Overview & Contributions This course project was focused on solving a humanoid robotics grand challenge. Our group chose to attempt to solve the synchronization of multimodal behaivors. Our task was to create a simulated humanoid and allow it to freely interact with a human user in VR. We created an environment in Unreal Engine 5 and our humanoid was designed with MetaHuman.

My roles on this project were:
  • Unreal Engine 5 environment design
  • Metahuman design
  • Incorporating chatGPT with our MetaHuman for speech capabilities
  • MetaHuman motion targeting in Unreal Engine 5
  • Abstracting room attributes for less of a 'hard coded' solution
More details about the project are below.
Introduction One of the biggest current challenges for humanoid robot development is conquering the Uncanny Valley. It is a phenomenon that robots' affinity decreases as it is becoming more and more like a human. Before solving this problem, we need to first conquer the problem of synchronizing the robot's multimodal behaviors since it is essential for information exchange between it and the user. To solve this grand challenge, we propose a solution that mainly uses neural networks that considers different scenarios. The method combines GPT3 (third-generation Generative Pre-trained Transformer), predefined keywords trigger command, and Mixamo, a database that uses motion-captured animations. Our final result allows the user to interact with the humanoid in Unreal Engine 5 and give it commands. The humanoid is able to execute these commands.
Methods Our method requires a combination of six sub-steps, and each requires a different technique or software. The first step is to set up the environment, acquiring the coordinates of items. The second step is using a neural network to train the walking movement of the humanoid robot. The third step is using predefined action scripts to simulate the action of picking up the specified item. The fourth step is to combine walking with the action of picking things up, making the entire process smooth. The fifth step is to reconstruct the entire action in a VR environment, and the user (human) should be able to clearly see the action of the robot. The final step is to integrate GPT3 which allows the robot to verbally interact with the user.

  • The environment used for the project is AI2THOR, which is an open-source virtual environment for AI agents that simulates realistic 3D scenes. AI2THOR records the coordinates of each item, including the item being picked up, and these coordinates are then imported into Unreal Engine 5 for further processing. The combination of these two tools allows for the creation of a highly detailed and realistic virtual environment for the robot to operate in.
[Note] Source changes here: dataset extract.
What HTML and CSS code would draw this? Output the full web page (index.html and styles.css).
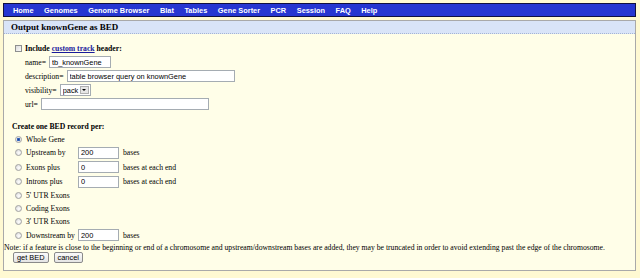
FILE: index.html
```html
<!DOCTYPE html>
<html lang="en">
<head>
    <meta charset="UTF-8">
    <title>Output knownGene as BED</title>
    <link rel="stylesheet" href="styles.css">
</head>
<body>
    <div class="nav">
        <a href="#">Home</a>
        <a href="#">Genomes</a>
        <a href="#">Genome Browser</a>
        <a href="#">Blat</a>
        <a href="#">Tables</a>
        <a href="#">Gene Sorter</a>
        <a href="#">PCR</a>
        <a href="#">Session</a>
        <a href="#">FAQ</a>
        <a href="#">Help</a>
    </div>

    <div class="panel">
        <div class="panel-title">Output knownGene as BED</div>

        <div class="track-header">
            <label class="check-row">
                <input type="checkbox" class="check">
                <span>Include <a href="#">custom track</a> header:</span>
            </label>
            <div class="field"><span>name=</span><input class="text-in w-name" value="tb_knownGene"></div>
            <div class="field"><span>description=</span><input class="text-in w-desc" value="table browser query on knownGene"></div>
            <div class="field">
                <span>visibility=</span>
                <span class="select">
                    <select><option>pack</option></select>
                    <span class="select-btn"></span>
                </span>
            </div>
            <div class="field"><span>url=</span><input class="text-in w-desc" value=""></div>
        </div>

        <div class="records">
            <div class="records-title">Create one BED record per:</div>
            <div class="opt-grid">
                <label class="opt full"><input type="radio" name="rec" class="radio" checked> Whole Gene</label>

                <label class="opt"><input type="radio" name="rec" class="radio"> Upstream by</label>
                <input class="text-in w-num" value="200">
                <span class="unit">bases</span>

                <label class="opt"><input type="radio" name="rec" class="radio"> Exons plus</label>
                <input class="text-in w-num" value="0">
                <span class="unit">bases at each end</span>

                <label class="opt"><input type="radio" name="rec" class="radio"> Introns plus</label>
                <input class="text-in w-num" value="0">
                <span class="unit">bases at each end</span>

                <label class="opt full"><input type="radio" name="rec" class="radio"> 5' UTR Exons</label>
                <label class="opt full"><input type="radio" name="rec" class="radio"> Coding Exons</label>
                <label class="opt full"><input type="radio" name="rec" class="radio"> 3' UTR Exons</label>

                <label class="opt"><input type="radio" name="rec" class="radio"> Downstream by</label>
                <input class="text-in w-num" value="200">
                <span class="unit">bases</span>
            </div>
        </div>

        <p class="note">Note: if a feature is close to the beginning or end of a chromosome and upstream/downstream bases are added, they may be truncated in order to avoid extending past the edge of the chromosome.</p>

        <div class="buttons">
            <button class="btn">get BED</button>
            <button class="btn">cancel</button>
        </div>
    </div>
</body>
</html>
```

FILE: styles.css
```css
body {
    margin: 0;
    padding: 3px 4px 0 3px;
    background: #fff9d2;
    font-family: "Liberation Serif", "Times New Roman", serif;
    font-size: 7.7px;
    color: #000;
}

/* top menu */
.nav {
    display: flex;
    align-items: center;
    gap: 10.5px;
    height: 12px;
    padding-left: 9px;
    background: #2636d1;
    border: 1px solid #101040;
}
.nav a {
    font-family: "Liberation Sans", Arial, sans-serif;
    font-size: 7.4px;
    font-weight: bold;
    color: #fff;
    text-decoration: none;
}

/* main box */
.panel {
    margin-top: 3px;
    background: #fffee8;
    border: 1px solid #a9a9a9;
    padding-bottom: 7px;
}
.panel-title {
    height: 12px;
    line-height: 12px;
    padding-left: 7px;
    font-size: 9px;
    font-weight: bold;
    background: #d9e4f8;
    border-bottom: 1px dotted #a4b4d4;
}

.track-header {
    display: flex;
    flex-direction: column;
    gap: 2px;
    padding: 8px 0 0 11px;
}
.check-row {
    display: flex;
    align-items: center;
    gap: 3px;
    height: 12px;
    font-weight: bold;
}
.check-row a {
    color: #1a1a9c;
}
.check {
    appearance: none;
    margin: 0;
    width: 7px;
    height: 7px;
    border: 1px solid #8e8f8f;
    background: linear-gradient(135deg, #dcdcdc, #fbfbfb);
    box-sizing: border-box;
}
.field {
    display: flex;
    align-items: center;
    gap: 3px;
    height: 12px;
    padding-left: 10px;
}

.text-in {
    box-sizing: border-box;
    height: 12px;
    margin: 0;
    padding: 0 2px;
    border: 1px solid #a5acb2;
    background: #fff;
    font-family: "Liberation Sans", Arial, sans-serif;
    font-size: 7.4px;
    color: #000;
}
.w-name { width: 62px; }
.w-desc { width: 168px; }
.w-num { width: 41px; }

.select {
    display: inline-flex;
    align-items: center;
    box-sizing: border-box;
    width: 31px;
    height: 12px;
    border: 1px solid #a5acb2;
    background: #fff;
}
.select select {
    appearance: none;
    width: 19px;
    margin: 0;
    padding: 0 0 0 2px;
    border: none;
    background: transparent;
    font-family: "Liberation Sans", Arial, sans-serif;
    font-size: 7.4px;
}
.select-btn {
    position: relative;
    box-sizing: border-box;
    width: 9px;
    height: 8px;
    margin-left: auto;
    margin-right: 1px;
    border: 1px solid #b0b0b0;
    background: #e6e6e6;
}
.select-btn::after {
    content: "";
    position: absolute;
    left: 1.5px;
    top: 2px;
    border-left: 2.5px solid transparent;
    border-right: 2.5px solid transparent;
    border-top: 2.5px solid #000;
}

/* record options */
.records {
    padding: 12px 0 0 8px;
}
.records-title {
    height: 10.5px;
    line-height: 10.5px;
    font-weight: bold;
}
.opt-grid {
    display: grid;
    grid-template-columns: auto auto 1fr;
    align-items: center;
    column-gap: 3px;
    padding-left: 3px;
}
.opt {
    display: flex;
    align-items: center;
    gap: 4px;
    height: 14.5px;
}
.opt.full {
    grid-column: 1 / -1;
    height: 13px;
}
.unit {
    padding-left: 1px;
}
.radio {
    appearance: none;
    margin: 0;
    width: 7px;
    height: 7px;
    border-radius: 50%;
    border: 1px solid #a2a2a2;
    background: radial-gradient(circle at 60% 60%, #fff, #d6d6d6);
    box-sizing: border-box;
}
.radio:checked {
    background: radial-gradient(circle, #1f3f8a 0, #3a6cc6 1.4px, #e6e6e6 2px, #fff 3px);
}

.note {
    margin: 0;
    height: 9.5px;
    line-height: 9.5px;
}

.buttons {
    display: flex;
    gap: 5px;
    padding: 0 0 0 9px;
}
.btn {
    height: 11px;
    margin: 0;
    padding: 0 3px;
    border: 1px solid #8a8a8a;
    border-radius: 2px;
    background: linear-gradient(#fafafa, #e4e4e4);
    font-family: "Liberation Sans", Arial, sans-serif;
    font-size: 7.4px;
    line-height: 9px;
    color: #000;
}
```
  • To generate movement variants for the robot's walking, a neural network is used. This neural network is trained using data obtained from the DeepMimic database, which contains a vast array of motion-capture data. The neural network is trained to generate variations in walking patterns that are both efficient and safe for the robot to perform.

  • To simulate the action of picking up the item, predefined action scripts are used. These scripts dictate the movements that the robot needs to perform to successfully pick up an object. The walking and picking actions are then combined for smooth execution, ensuring that the robot can move around the environment with ease and complete its tasks efficiently.

  • The entire process is reconstructed in a virtual reality (VR) environment. This allows for a highly immersive and interactive experience, where the user can see the robot in action and even interact with it verbally. To enable verbal interaction, GPT-3 is integrated into the system. This powerful language model can be used to generate responses to user queries, allowing for a seamless and natural interaction between the user and the robot. Overall, the combination of these technologies creates a highly advanced and realistic simulation environment that is ideal for testing and training robotic systems.
Results Our blueprint enables the user to chat and command our humanoid in Unreal Engine 5, providing a quick and accurate response from the robot, and making the user feel comfortable interacting with it. The integration of GPT3 provides a prompt response to user input, though response time may vary depending on the complexity of the question. Keyword-sensitive commands allow for accurate execution of predefined actions, and the robot can dynamically adjust its path to avoid obstacles. Each action is linked to a specific Mixamo action neural network for precise execution. However, the accuracy of GPT3's responses to commands may vary.

Demonstration of trained Deep Mimic network


Linked MetaHuman body motion and facial motion matching speech


Discussion Overall, our approach offers a significant advancement in the development of humanoid robots, addressing the challenges of synchronization of the robot's multimodal behaviors and the generation of movement variants. Our solution offers a highly realistic and immersive environment for testing and training robotic systems. However, further research is necessary to address the limitations of our approach, such as the accuracy of GPT-3's responses to user commands. Future research could also focus on the development of more sophisticated language models that offer more accurate responses to user queries.